The Woes of Luka Modric: Croatia, Nationalism and Football
Juraj Vrdoljak of Telesport was convinced. “I think half the population didn’t show up to work on the morning after the win against England.” The victory had inspired early shop closures, a feeling of rampant escapism. “Croatia is a country with a deep economic crisis. Every day, life is really hard. It’s full of bad stories and tough times. There is lot of poverty. A lot of people are emigrating.”
Members of Croatia’s football team have become national talismans of endurance, the shock troops of resilience and hope. Ivan Rakitić, when he takes the field against France, will be playing his 71st match of the season, the most than any top-flight player this year. Luka Modrić remains unflinching in the midfield as the team’s general. Domagoj Vida has been granite in defensive solidity.
Football teams can be held up as mirrors of the nations they represent. This sociological gazing can always be taken too far, a scholar’s fruitless pondering, but Croatia’s national side is instructive. It was Dinamo Zagreb’s Zvonimir Boban who stirred matters with his heralded assault on a police officer engaged in a violent scuffle with fans in a match against Red Star Belgrade. Croatian football was fashioned as a vehicle of protest and dissent against what was seen as a Serb-dominated federation.
In time, football kicks became shells and bullets in the murderous dissolution of Yugoslavia. To this day, a legend stubbornly holds that the truculent Bad Blue Boys of Dinamo and the countering Deljie of Red Star precipitated the first shots of that war.
Starting with its current inspirational captain, the link between social ill and patriotic performance can be seamless. When he finishes the tournament in Russia, Modrić will have to turn his mind back to his relationship with mentor and former Dinamo Zagreb executive Zdravko Mamić, a towering figure who finds himself facing a six-and-a-half year prison sentence for corruption and fraud. From Bosnia and Herzegovina, he does battle with the authorities, attempting to avoid extradition after fleeing Croatia.
A bursting feature of the case mounted against Mamić involved claims of ill-gotten gains from transfers of Modrić from Dinamo Zagreb to Tottenham Hotspur in 2008 and Dejan Lovren to Lyon in 2010. Modrić, it seemed, was implicated in signing an annex to his Dinamo contract, suggesting a 50-50 split of any future transfer fee. What was significant was the timing – 2015 as opposed to any earlier dates. Through his tenure, suggestions that Mamić had conducted a “silent privatisation” of the club were rampant, producing inflated transfer prices and a cult of acquisitiveness.
Modrić, having been billed as a star witness who initially supplied anti-corruption investigators with gold dust on Mamić’s penchant for cooking the accounts, notably in terms of pocketing millions of euros of the transfer fee, froze in the dock. His memory, it seemed, had failed him; the contract annex was not signed, as he initially claimed, in 2015 but 2004. This testimony was effectively rendered worthless. Croatia’s captain now faces the prospect of a perjury charge that carries a possible sentence of five years in prison.

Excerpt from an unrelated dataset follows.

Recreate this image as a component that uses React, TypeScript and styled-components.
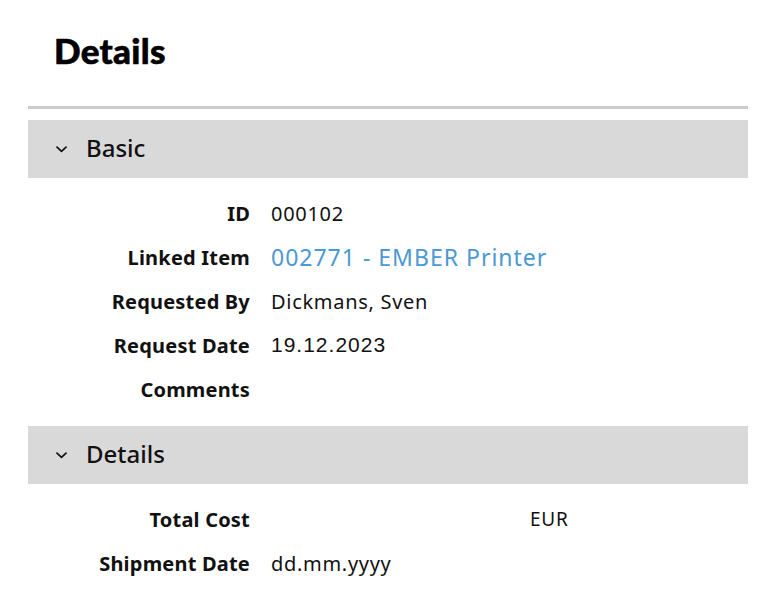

The Croatian Football association, in an official statement in March, was not having a bar of it, unsurprising given the powers that be within the country’s football hierarchy. The body insisted upon “the principle of innocence and considers every person innocent until proven otherwise.” It was also “deeply convinced of the correctness of Luka Modrić’s testimony before the court in Osijek, and especially because of Modrić’s behaviour since his first appearance for the Croatian U-15 team in March 2001 to date.”
While every inch the commander in the field, with his team keen to impress in their following, not all Croatian supporters are in the Modrić tent of fandom. The Bad Blue Boys have found themselves split in loyalties over the years, with some, such as Juraj Ćošić, forming a breakaway team, Futsal Dinamo. “Zdravko Mamić,” claims football sociologist Ben Perasović, “is a typical member of the new rich class.” It is a class that continues to afflict Croatian football with their depredations, a looting tendency that is only now being reined in with mixed success.
The other team members have also shown this side to be rather prickly. Vida, and the now sacked assistant coach Ognjen Vukojević, were caught on film making comments supportive of Ukrainian nationalists in the aftermath of the side’s defeat of Russia in the quarter-finals. FIFA’s benevolence prevailed, and the centre-back was permitted to play in the semi-final against England.
Such a background adds more than a touch of complexity, with all its discomforts, to the World Cup final against France. Croatia’s team will not merely be facing their opponents on the field in a battle of wits and tenacity. Off it, pens and knives are being readied and sharpened, with prosecutions being prepared.
Even now, the team is being written off by the smug pundits of football orthodoxy, though with less disdain than before. Three matches on the trot into extra-time suggest imminent exhaustion, a possible overrunning by a more refreshed French team. But desperation, in meeting talent, can be the most potent of elixirs. This Croatian team has pushed the skeptics to the edge, and threatens to leave them there. And with players like Modrić, adversity remains their closest companion.